▸ The request: In the material below, identify each line bearing the word "index". Reproduce those lines.

(Stored items from a collection)
* start *
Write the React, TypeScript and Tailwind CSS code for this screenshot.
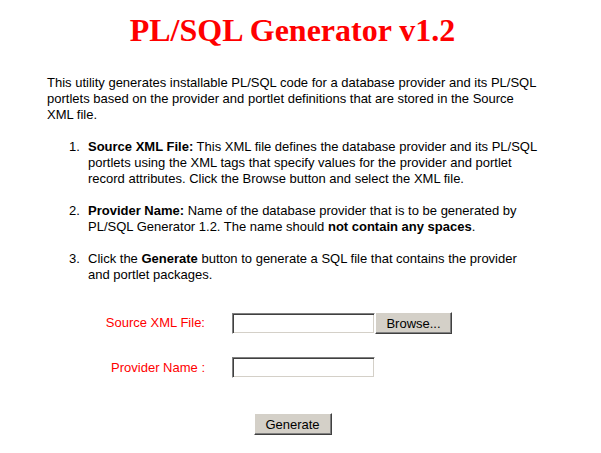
export default function App() {
  const inputCls =
    "h-[21px] w-[143px] bg-white border border-t-[#808080] border-l-[#808080] border-b-white border-r-white shadow-[inset_1px_1px_0_#404040,inset_-1px_-1px_0_#d4d0c8] outline-none";
  const btnCls =
    "h-[22px] bg-[#d4d0c8] border border-t-white border-l-white border-r-[#404040] border-b-[#404040] shadow-[inset_-1px_-1px_0_#808080] text-[13px] leading-none text-black";

  return (
    <div className="w-[601px] min-h-[453px] bg-white">
      <div className="w-[585px] font-['Liberation_Sans',Arial,sans-serif] text-[13px] leading-[16px] text-black">
        <h1 className="pt-[12px] text-center font-['Liberation_Serif','Times_New_Roman',serif] text-[32px] leading-[37px] font-bold text-[#ff0000]">
          PL/SQL Generator v1.2
        </h1>

        <div className="ml-[47px] mt-[26px] w-[496px]">
          <p>
            This utility generates installable PL/SQL code for a database provider and its PL/SQL
            portlets based on the provider and portlet definitions that are stored in the Source
            XML file.
          </p>

          <div className="mt-[16px] ml-[22px] flex flex-col gap-[16px]">
            <div className="flex">
              <span className="w-[19px] shrink-0">1.</span>
              <div className="w-[455px]">
                <b>Source XML File:</b> This XML file defines the database provider and its PL/SQL
                portlets using the XML tags that specify values for the provider and portlet
                record attributes. Click the Browse button and select the XML file.
              </div>
            </div>
            <div className="flex">
              <span className="w-[19px] shrink-0">2.</span>
              <div className="w-[455px]">
                <b>Provider Name:</b> Name of the database provider that is to be generated by
                PL/SQL Generator 1.2. The name should <b>not contain any spaces</b>.
              </div>
            </div>
            <div className="flex">
              <span className="w-[19px] shrink-0">3.</span>
              <div className="w-[440px]">
                Click the <b>Generate</b> button to generate a SQL file that contains the provider
                and portlet packages.
              </div>
            </div>
          </div>
        </div>

        <div className="mt-[29px] flex items-center">
          <label className="ml-[47px] w-[158px] text-right text-[#ff0000]">Source XML File:</label>
          <input type="text" className={`ml-[27px] ${inputCls}`} />
          <button type="button" className={`w-[77px] ${btnCls}`}>
            Browse...
          </button>
        </div>

        <div className="mt-[23px] flex items-center">
          <label className="ml-[47px] w-[158px] text-right text-[#ff0000]">Provider Name :</label>
          <input type="text" className={`ml-[27px] ${inputCls}`} />
        </div>

        <div className="mt-[35px] flex justify-center">
          <button type="button" className={`w-[78px] ${btnCls}`}>
            Generate
          </button>
        </div>
      </div>
    </div>
  );
}
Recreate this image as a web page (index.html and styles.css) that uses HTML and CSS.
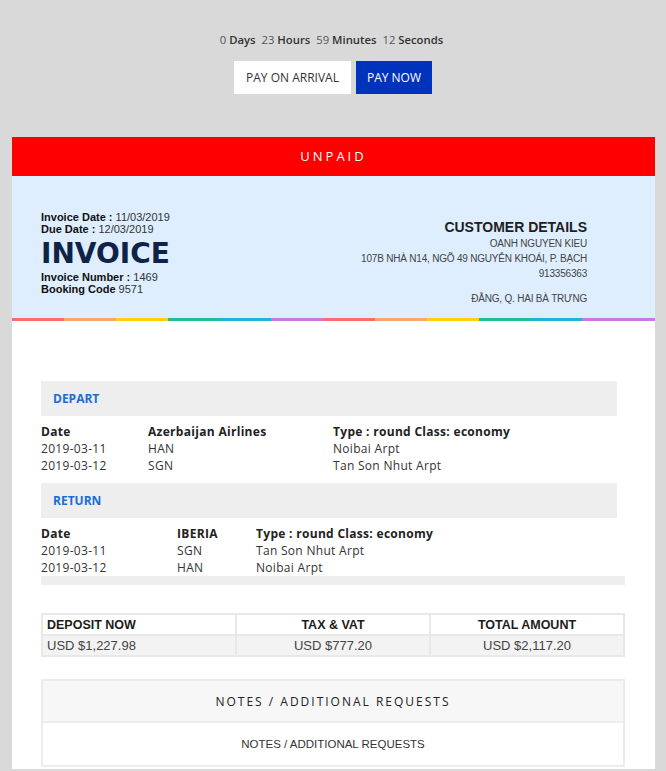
FILE: index.html
```html
<!DOCTYPE html>
<html lang="vi">
<head>
<meta charset="utf-8">
<title>Invoice</title>
<link rel="stylesheet" href="styles.css">
</head>
<body>
<div class="countdown">
  <span class="num">0</span> <span class="lbl">Days</span>
  <span class="num">23</span> <span class="lbl">Hours</span>
  <span class="num">59</span> <span class="lbl">Minutes</span>
  <span class="num">12</span> <span class="lbl">Seconds</span>
</div>
<div class="actions">
  <button class="btn btn-light">PAY ON ARRIVAL</button>
  <button class="btn btn-primary">PAY NOW</button>
</div>

<div class="invoice">
  <div class="status">UNPAID</div>
  <div class="head">
    <div class="head-left">
      <div class="meta"><b>Invoice Date :</b> 11/03/2019</div>
      <div class="meta"><b>Due Date :</b> 12/03/2019</div>
      <h1 class="title">INVOICE</h1>
      <div class="meta"><b>Invoice Number :</b> 1469</div>
      <div class="meta"><b>Booking Code</b> 9571</div>
    </div>
    <div class="head-right">
      <h2 class="cust-title">CUSTOMER DETAILS</h2>
      <div class="cust-line">OANH NGUYEN KIEU</div>
      <div class="cust-line">107B NHÀ N14, NGÕ 49 NGUYỄN KHOÁI, P. BẠCH</div>
      <div class="cust-line">913356363</div>
      <div class="cust-line cust-gap">ĐẰNG, Q. HAI BÀ TRƯNG</div>
    </div>
  </div>
  <div class="stripe">
    <span class="s1"></span><span class="s2"></span><span class="s3"></span><span class="s4"></span><span class="s5"></span><span class="s6"></span>
    <span class="s1"></span><span class="s2"></span><span class="s3"></span><span class="s4"></span><span class="s5"></span><span class="s6 last"></span>
  </div>

  <div class="content">
    <div class="leg-title">DEPART</div>
    <div class="leg leg-depart">
      <div class="th">Date</div><div class="th">Azerbaijan Airlines</div><div class="th">Type : round Class: economy</div>
      <div>2019-03-11</div><div>HAN</div><div>Noibai Arpt</div>
      <div>2019-03-12</div><div>SGN</div><div>Tan Son Nhut Arpt</div>
    </div>
    <div class="leg-title">RETURN</div>
    <div class="leg leg-return">
      <div class="th">Date</div><div class="th">IBERIA</div><div class="th">Type : round Class: economy</div>
      <div>2019-03-11</div><div>SGN</div><div>Tan Son Nhut Arpt</div>
      <div>2019-03-12</div><div>HAN</div><div>Noibai Arpt</div>
    </div>
    <div class="leg-foot"></div>

    <table class="totals">
      <tr>
        <th class="left">DEPOSIT NOW</th>
        <th>TAX &amp; VAT</th>
        <th>TOTAL AMOUNT</th>
      </tr>
      <tr>
        <td class="left">USD $1,227.98</td>
        <td>USD $777.20</td>
        <td>USD $2,117.20</td>
      </tr>
    </table>

    <div class="notes">
      <div class="notes-head">NOTES / ADDITIONAL REQUESTS</div>
      <div class="notes-body">NOTES / ADDITIONAL REQUESTS</div>
    </div>
  </div>
</div>
</body>
</html>
```

FILE: styles.css
```css
* { box-sizing: border-box; }

body {
  margin: 0;
  background: #d9d9d9;
  font-family: "Open Sans", "Noto Sans", sans-serif;
  color: #333;
}

.countdown {
  padding-top: 32px;
  text-align: center;
  font-size: 11.3px;
  line-height: 16px;
}
.countdown .num { color: #555; }
.countdown .lbl { color: #333; font-weight: 600; margin-right: 3px; }

.actions {
  display: flex;
  justify-content: center;
  gap: 5px;
  margin-top: 13px;
}
.btn {
  font-family: "Open Sans", sans-serif;
  font-size: 12px;
  height: 33px;
  border: none;
  padding: 0;
  white-space: nowrap;
  cursor: pointer;
}
.btn-light { background: #fff; color: #333; width: 117px; }
.btn-primary { background: #0033bb; color: #fff; width: 76px; }

.invoice {
  margin: 43px 11px 0 12px;
  background: #fff;
}

.status {
  background: #ff0000;
  color: #fff;
  height: 39px;
  line-height: 39px;
  text-align: center;
  font-size: 13px;
  letter-spacing: 3px;
}

.head {
  background: #deeefe;
  display: flex;
  justify-content: space-between;
  align-items: flex-start;
  padding: 35px 68px 12px 29px;
}
.meta {
  font-family: "Liberation Sans", Arial, sans-serif;
  font-size: 11px;
  line-height: 12px;
  color: #333;
}
.meta b { color: #111; }
.title {
  margin: 0;
  font-family: "DejaVu Sans", Verdana, sans-serif;
  font-weight: bold;
  font-size: 28px;
  line-height: 30px;
  color: #0f2347;
  padding: 4px 0 2px;
}
.head-right {
  text-align: right;
  font-family: "Liberation Sans", Arial, sans-serif;
  padding-top: 8px;
}
.cust-title {
  margin: 0 0 1px;
  font-size: 14px;
  line-height: 16px;
  font-weight: bold;
  color: #1e1e1e;
}
.cust-line {
  font-size: 10px;
  letter-spacing: -0.2px;
  line-height: 15px;
  color: #444;
}
.cust-gap { margin-top: 10px; }

.stripe {
  display: flex;
  height: 3px;
}
.stripe span { flex: 1; }
.stripe .last { flex: 1.4; }
.s1 { background: #fc6b6e; }
.s2 { background: #f8a56f; }
.s3 { background: #fdd20a; }
.s4 { background: #22bc97; }
.s5 { background: #1fb5d9; }
.s6 { background: #c47ae6; }

.content {
  padding: 60px 30px 2px 29px;
}

.leg-title {
  width: 576px;
  height: 35px;
  line-height: 35px;
  background: #eeeeee;
  padding-left: 12px;
  font-size: 12px;
  font-weight: 700;
  color: #1a6dd6;
}

.leg {
  display: grid;
  font-size: 12px;
  letter-spacing: 0.3px;
  line-height: 17px;
  color: #333;
  padding-top: 7px;
}
.leg-depart { grid-template-columns: 107px 185px 1fr; margin-bottom: 9px; }
.leg-return { grid-template-columns: 136px 79px 1fr; }
.leg .th { font-weight: 700; color: #222; }

.leg-foot {
  height: 9px;
  background: #eeeeee;
}

.totals {
  width: 100%;
  margin-top: 28px;
  border-collapse: collapse;
  table-layout: fixed;
  font-family: "Liberation Sans", Arial, sans-serif;
  color: #222;
}
.totals th, .totals td {
  border: 2px solid #e8e8e8;
  text-align: center;
  padding: 0 4px;
}
.totals th {
  height: 21px;
  font-size: 12.5px;
  font-weight: bold;
  color: #1c1c1c;
  background: #fff;
}
.totals td {
  height: 21px;
  font-size: 13px;
  background: #f3f3f3;
  color: #444;
}
.totals .left { text-align: left; }

.notes {
  margin-top: 22px;
  border: 2px solid #ececec;
}
.notes-head {
  height: 42px;
  line-height: 42px;
  background: #f7f7f7;
  text-align: center;
  font-size: 12px;
  letter-spacing: 2px;
  color: #222;
  border-bottom: 2px solid #ececec;
}
.notes-body {
  height: 42px;
  line-height: 42px;
  text-align: center;
  font-family: "Liberation Sans", Arial, sans-serif;
  font-size: 11.5px;
  color: #333;
}
```
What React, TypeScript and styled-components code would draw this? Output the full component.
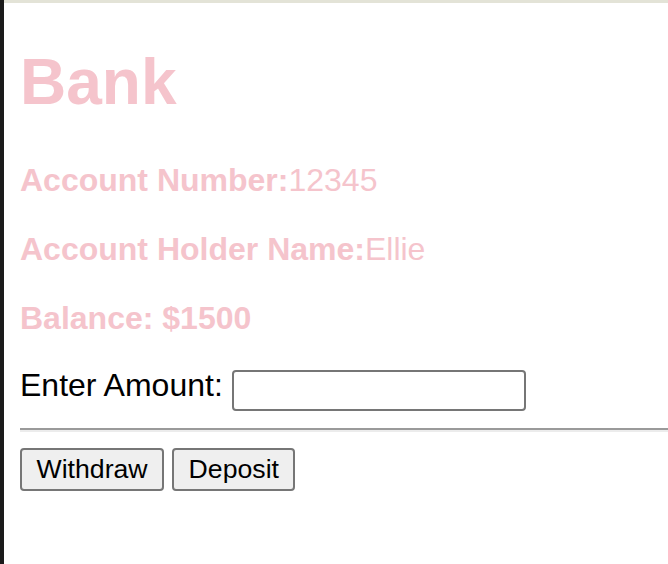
import styled, { createGlobalStyle } from 'styled-components';

const GlobalStyle = createGlobalStyle`
    html, body {
        margin: 0;
        padding: 0;
        background: #ffffff;
        font-family: "Liberation Sans", Arial, sans-serif;
    }
`;

const pink = '#f5c4cc';

const account = {
    number: '12345',
    holder: 'Ellie',
    balance: 1500,
};

const App = () => {
    return (
        <>
            <GlobalStyle />
            <Frame>
                <EdgeStrip />
                <Main>
                    <TopBar />
                    <Content>
                        <Title>Bank</Title>
                        <InfoLine>
                            <strong>Account Number:</strong>{account.number}
                        </InfoLine>
                        <InfoLine>
                            <strong>Account Holder Name:</strong>{account.holder}
                        </InfoLine>
                        <InfoLine>
                            <strong>Balance: ${account.balance}</strong>
                        </InfoLine>
                        <AmountRow>
                            <AmountLabel htmlFor="amount">Enter Amount:</AmountLabel>
                            <AmountInput id="amount" type="text" />
                        </AmountRow>
                        <Divider />
                        <ButtonRow>
                            <ActionButton>Withdraw</ActionButton>
                            <ActionButton>Deposit</ActionButton>
                        </ButtonRow>
                    </Content>
                </Main>
            </Frame>
        </>
    );
};

const Frame = styled.div`
    display: flex;
    min-height: 100vh;
`;

const EdgeStrip = styled.div`
    width: 4px;
    flex-shrink: 0;
    background: #1b1b1b;
`;

const Main = styled.div`
    flex: 1;
    display: flex;
    flex-direction: column;
`;

const TopBar = styled.div`
    height: 3px;
    background: #e3e3d7;
`;

const Content = styled.div`
    padding-left: 16px;
`;

const Title = styled.h1`
    margin: 42px 0 43px;
    font-size: 64px;
    line-height: 74px;
    font-weight: bold;
    color: ${pink};
`;

const InfoLine = styled.p`
    margin: 0 0 32px;
    font-size: 32px;
    line-height: 37px;
    color: ${pink};
    white-space: nowrap;
`;

const AmountRow = styled.div`
    display: flex;
    align-items: flex-start;
    margin-top: -2px;
`;

const AmountLabel = styled.label`
    font-size: 32px;
    line-height: 37px;
    color: #000000;
`;

const AmountInput = styled.input`
    box-sizing: border-box;
    margin: 3px 0 0 9px;
    width: 294px;
    height: 41px;
    padding: 2px 4px;
    border: 2px solid #767676;
    border-radius: 4px;
    background: #ffffff;
    font-size: 26px;
    font-family: "Liberation Sans", Arial, sans-serif;
`;

const Divider = styled.hr`
    margin: 17px 0 16px;
    height: 0;
    border: none;
    border-top: 2px solid #9a9a9a;
    border-bottom: 2px solid #ececec;
`;

const ButtonRow = styled.div`
    display: flex;
    gap: 8px;
`;

const ActionButton = styled.button`
    box-sizing: border-box;
    height: 43px;
    padding: 0 14.5px;
    border: 2px solid #767676;
    border-radius: 4px;
    background: #efefef;
    color: #000000;
    font-size: 26.67px;
    font-family: "Liberation Sans", Arial, sans-serif;
`;

export default App;
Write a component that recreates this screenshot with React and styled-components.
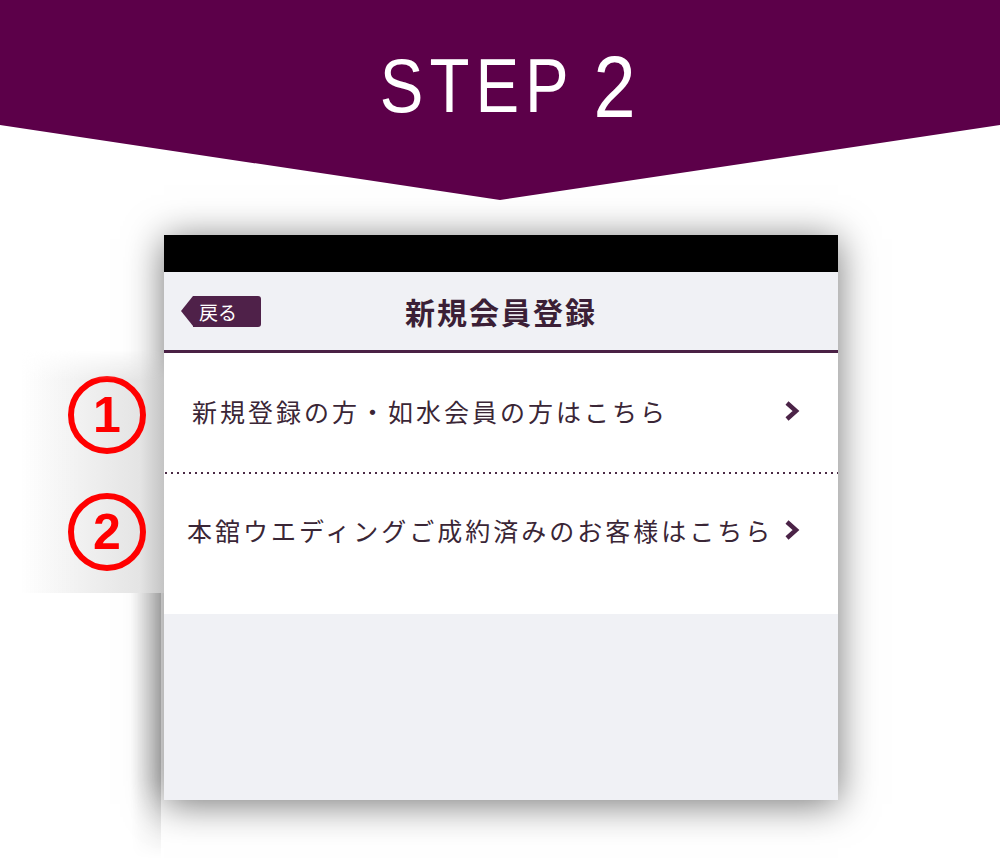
* end *
▸ Result for this task:
Recreate this image as a web page (index.html and styles.css) that uses HTML and CSS.
FILE: index.html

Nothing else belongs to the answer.